# MATERIAL TO PROCESS

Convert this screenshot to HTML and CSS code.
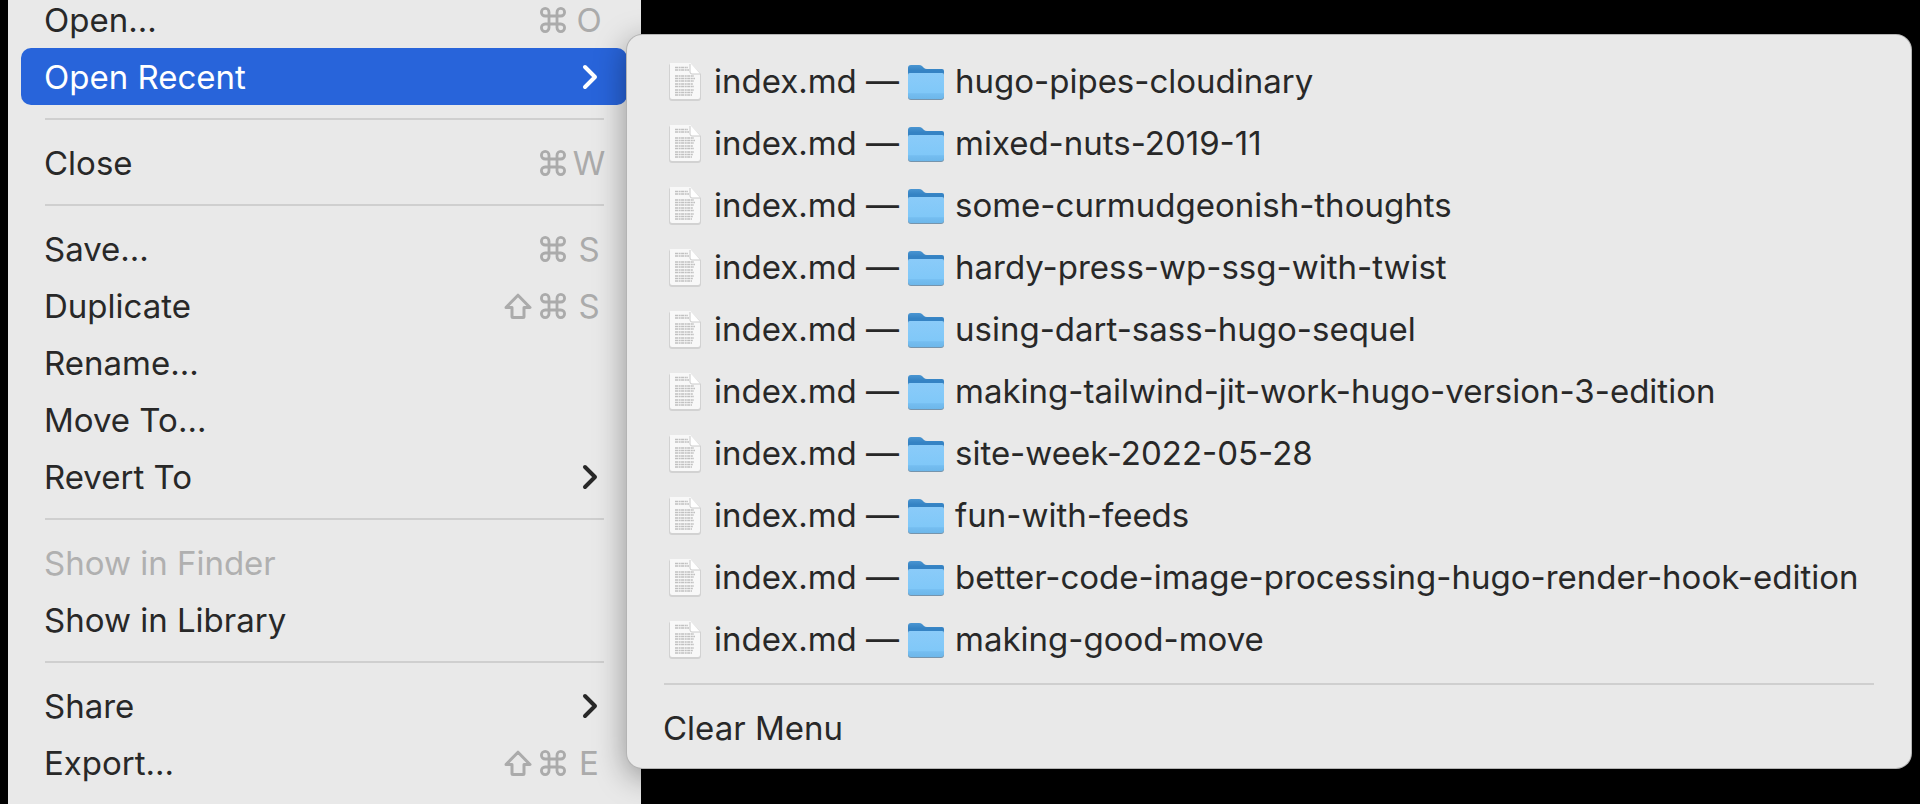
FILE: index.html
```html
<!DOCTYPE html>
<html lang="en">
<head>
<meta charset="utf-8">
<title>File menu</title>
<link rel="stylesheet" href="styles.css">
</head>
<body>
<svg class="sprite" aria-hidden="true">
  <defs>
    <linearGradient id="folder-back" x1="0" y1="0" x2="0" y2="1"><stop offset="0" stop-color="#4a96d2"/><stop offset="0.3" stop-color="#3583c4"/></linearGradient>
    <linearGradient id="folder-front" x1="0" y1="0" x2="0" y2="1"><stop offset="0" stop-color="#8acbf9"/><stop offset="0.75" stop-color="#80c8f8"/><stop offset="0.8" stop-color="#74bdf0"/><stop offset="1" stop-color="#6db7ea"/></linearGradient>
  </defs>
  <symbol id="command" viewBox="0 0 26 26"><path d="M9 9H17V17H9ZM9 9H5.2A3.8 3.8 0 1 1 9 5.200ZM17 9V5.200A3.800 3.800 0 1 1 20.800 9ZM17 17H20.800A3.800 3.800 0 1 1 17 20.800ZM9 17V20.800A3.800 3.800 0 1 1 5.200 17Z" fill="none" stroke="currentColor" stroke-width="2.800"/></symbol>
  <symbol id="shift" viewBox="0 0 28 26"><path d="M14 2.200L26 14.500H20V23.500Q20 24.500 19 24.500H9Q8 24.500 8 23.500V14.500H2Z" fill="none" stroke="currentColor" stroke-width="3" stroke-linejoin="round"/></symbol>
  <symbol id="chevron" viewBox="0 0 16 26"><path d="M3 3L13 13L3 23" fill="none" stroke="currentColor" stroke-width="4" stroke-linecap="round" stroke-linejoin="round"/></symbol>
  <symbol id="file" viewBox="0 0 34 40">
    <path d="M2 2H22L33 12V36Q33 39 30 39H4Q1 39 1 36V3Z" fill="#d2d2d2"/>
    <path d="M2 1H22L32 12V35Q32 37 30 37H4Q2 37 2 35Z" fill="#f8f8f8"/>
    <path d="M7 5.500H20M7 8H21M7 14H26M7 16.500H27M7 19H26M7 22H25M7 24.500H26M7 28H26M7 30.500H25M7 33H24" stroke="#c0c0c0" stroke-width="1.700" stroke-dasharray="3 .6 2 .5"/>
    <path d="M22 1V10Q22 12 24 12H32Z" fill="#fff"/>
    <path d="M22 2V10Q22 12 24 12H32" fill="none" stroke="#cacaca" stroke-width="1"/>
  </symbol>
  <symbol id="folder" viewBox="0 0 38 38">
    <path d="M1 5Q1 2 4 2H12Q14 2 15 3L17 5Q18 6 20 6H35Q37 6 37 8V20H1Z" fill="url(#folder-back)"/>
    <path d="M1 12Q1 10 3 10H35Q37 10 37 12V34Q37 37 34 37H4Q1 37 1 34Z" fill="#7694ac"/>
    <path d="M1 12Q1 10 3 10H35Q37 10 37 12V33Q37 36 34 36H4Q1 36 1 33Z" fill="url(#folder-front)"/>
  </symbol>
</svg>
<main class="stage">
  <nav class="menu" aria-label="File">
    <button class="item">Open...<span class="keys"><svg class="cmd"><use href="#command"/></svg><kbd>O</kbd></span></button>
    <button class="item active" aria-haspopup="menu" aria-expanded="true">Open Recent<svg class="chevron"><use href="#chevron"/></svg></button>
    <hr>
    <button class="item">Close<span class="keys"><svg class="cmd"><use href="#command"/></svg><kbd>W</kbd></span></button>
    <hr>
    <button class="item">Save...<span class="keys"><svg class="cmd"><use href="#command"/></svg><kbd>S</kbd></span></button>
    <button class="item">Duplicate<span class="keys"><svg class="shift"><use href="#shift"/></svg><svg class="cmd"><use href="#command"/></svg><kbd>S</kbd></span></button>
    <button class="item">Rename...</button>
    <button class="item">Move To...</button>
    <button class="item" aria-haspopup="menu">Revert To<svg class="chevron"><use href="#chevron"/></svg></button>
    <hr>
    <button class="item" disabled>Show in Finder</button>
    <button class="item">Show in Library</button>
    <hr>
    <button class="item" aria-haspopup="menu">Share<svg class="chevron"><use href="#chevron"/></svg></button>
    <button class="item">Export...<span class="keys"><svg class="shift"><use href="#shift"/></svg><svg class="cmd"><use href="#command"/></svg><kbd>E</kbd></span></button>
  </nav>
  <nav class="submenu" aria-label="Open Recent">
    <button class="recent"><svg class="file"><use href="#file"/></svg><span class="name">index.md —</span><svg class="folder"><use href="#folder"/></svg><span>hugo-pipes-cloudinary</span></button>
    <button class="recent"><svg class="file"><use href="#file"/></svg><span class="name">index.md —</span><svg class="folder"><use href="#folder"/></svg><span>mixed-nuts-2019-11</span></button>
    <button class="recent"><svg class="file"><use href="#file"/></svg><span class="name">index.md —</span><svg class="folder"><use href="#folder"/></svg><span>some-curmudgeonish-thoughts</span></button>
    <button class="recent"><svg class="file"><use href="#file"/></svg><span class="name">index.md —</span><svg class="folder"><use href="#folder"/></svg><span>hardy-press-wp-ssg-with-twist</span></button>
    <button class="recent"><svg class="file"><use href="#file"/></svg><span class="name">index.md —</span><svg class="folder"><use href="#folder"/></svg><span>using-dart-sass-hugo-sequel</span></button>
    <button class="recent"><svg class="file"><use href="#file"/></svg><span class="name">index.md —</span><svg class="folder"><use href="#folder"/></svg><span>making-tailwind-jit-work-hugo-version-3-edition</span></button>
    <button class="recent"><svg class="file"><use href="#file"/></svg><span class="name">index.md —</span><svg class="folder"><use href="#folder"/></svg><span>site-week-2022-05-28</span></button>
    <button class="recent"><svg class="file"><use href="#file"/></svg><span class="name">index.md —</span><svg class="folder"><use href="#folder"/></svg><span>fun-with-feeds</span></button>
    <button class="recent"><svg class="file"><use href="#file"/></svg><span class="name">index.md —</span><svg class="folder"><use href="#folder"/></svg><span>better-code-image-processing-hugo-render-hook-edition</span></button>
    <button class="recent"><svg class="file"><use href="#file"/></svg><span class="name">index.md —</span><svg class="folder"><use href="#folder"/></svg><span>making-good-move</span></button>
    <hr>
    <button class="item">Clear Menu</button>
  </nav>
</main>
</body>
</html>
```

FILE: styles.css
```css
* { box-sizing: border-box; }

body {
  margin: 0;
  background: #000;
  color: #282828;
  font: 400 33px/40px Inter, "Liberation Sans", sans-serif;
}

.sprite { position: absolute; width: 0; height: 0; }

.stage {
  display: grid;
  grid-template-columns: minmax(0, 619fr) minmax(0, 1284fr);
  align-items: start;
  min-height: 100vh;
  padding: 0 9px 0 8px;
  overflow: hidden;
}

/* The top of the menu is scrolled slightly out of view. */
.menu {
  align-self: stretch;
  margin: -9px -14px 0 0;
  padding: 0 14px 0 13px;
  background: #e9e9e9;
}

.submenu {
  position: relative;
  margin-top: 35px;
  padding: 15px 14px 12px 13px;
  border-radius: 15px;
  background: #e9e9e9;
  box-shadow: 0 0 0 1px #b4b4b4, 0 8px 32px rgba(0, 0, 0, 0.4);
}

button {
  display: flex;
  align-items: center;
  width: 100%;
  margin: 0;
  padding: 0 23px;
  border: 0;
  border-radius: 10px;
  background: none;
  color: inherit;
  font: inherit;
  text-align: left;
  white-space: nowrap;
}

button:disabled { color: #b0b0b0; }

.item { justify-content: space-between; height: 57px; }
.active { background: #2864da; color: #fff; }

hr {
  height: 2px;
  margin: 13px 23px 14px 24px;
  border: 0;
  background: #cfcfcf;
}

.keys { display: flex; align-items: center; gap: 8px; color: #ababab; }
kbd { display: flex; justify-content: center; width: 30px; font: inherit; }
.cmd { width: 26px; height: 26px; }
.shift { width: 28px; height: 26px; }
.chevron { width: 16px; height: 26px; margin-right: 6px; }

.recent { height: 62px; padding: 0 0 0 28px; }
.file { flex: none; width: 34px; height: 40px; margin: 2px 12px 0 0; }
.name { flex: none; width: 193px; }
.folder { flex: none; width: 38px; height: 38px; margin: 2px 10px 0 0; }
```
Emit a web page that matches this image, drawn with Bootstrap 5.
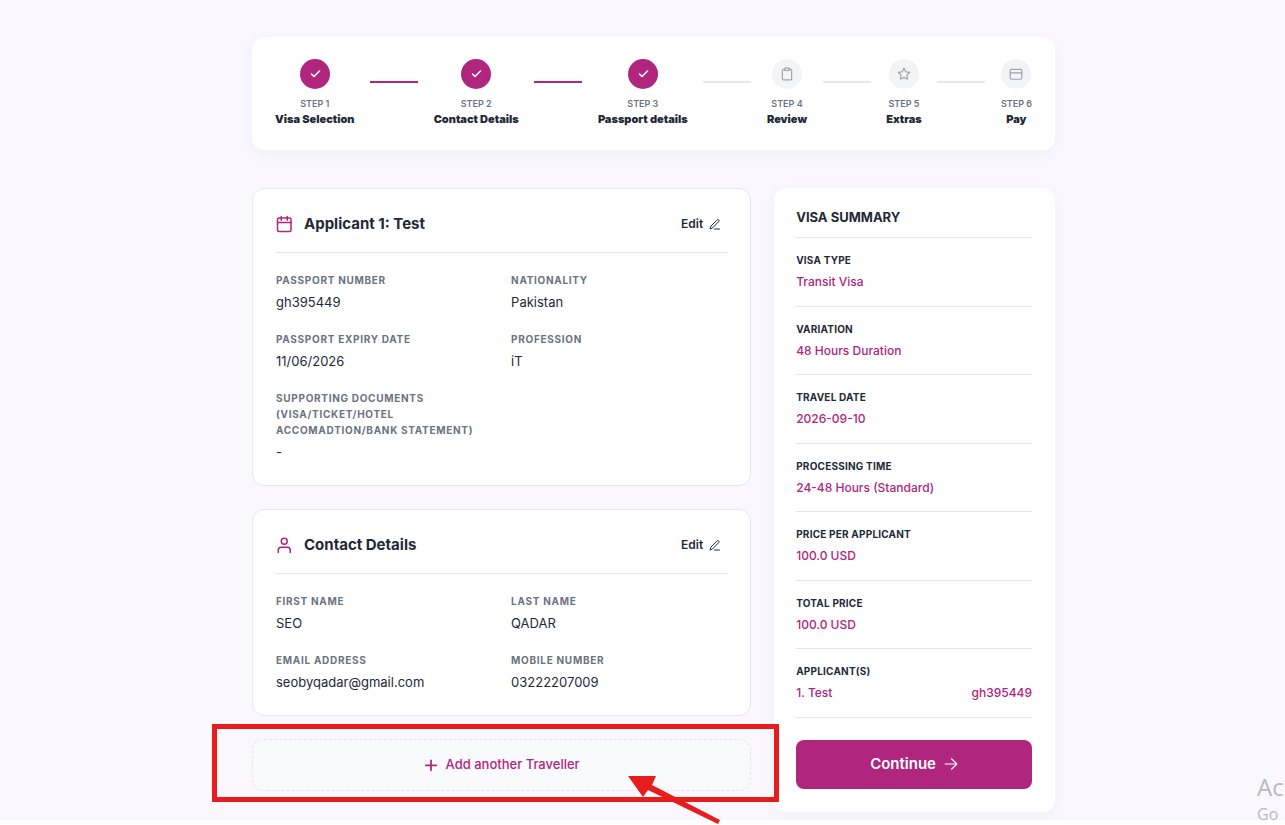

# SHORT TASK
Go through the records and show every line with the string "code" in it.

# PROBLEM SOLUTION
Convert this screenshot to HTML and CSS code.
    <button class="recent"><svg class="file"><use href="#file"/></svg><span class="name">index.md —</span><svg class="folder"><use href="#folder"/></svg><span>better-code-image-processing-hugo-render-hook-edition</span></button>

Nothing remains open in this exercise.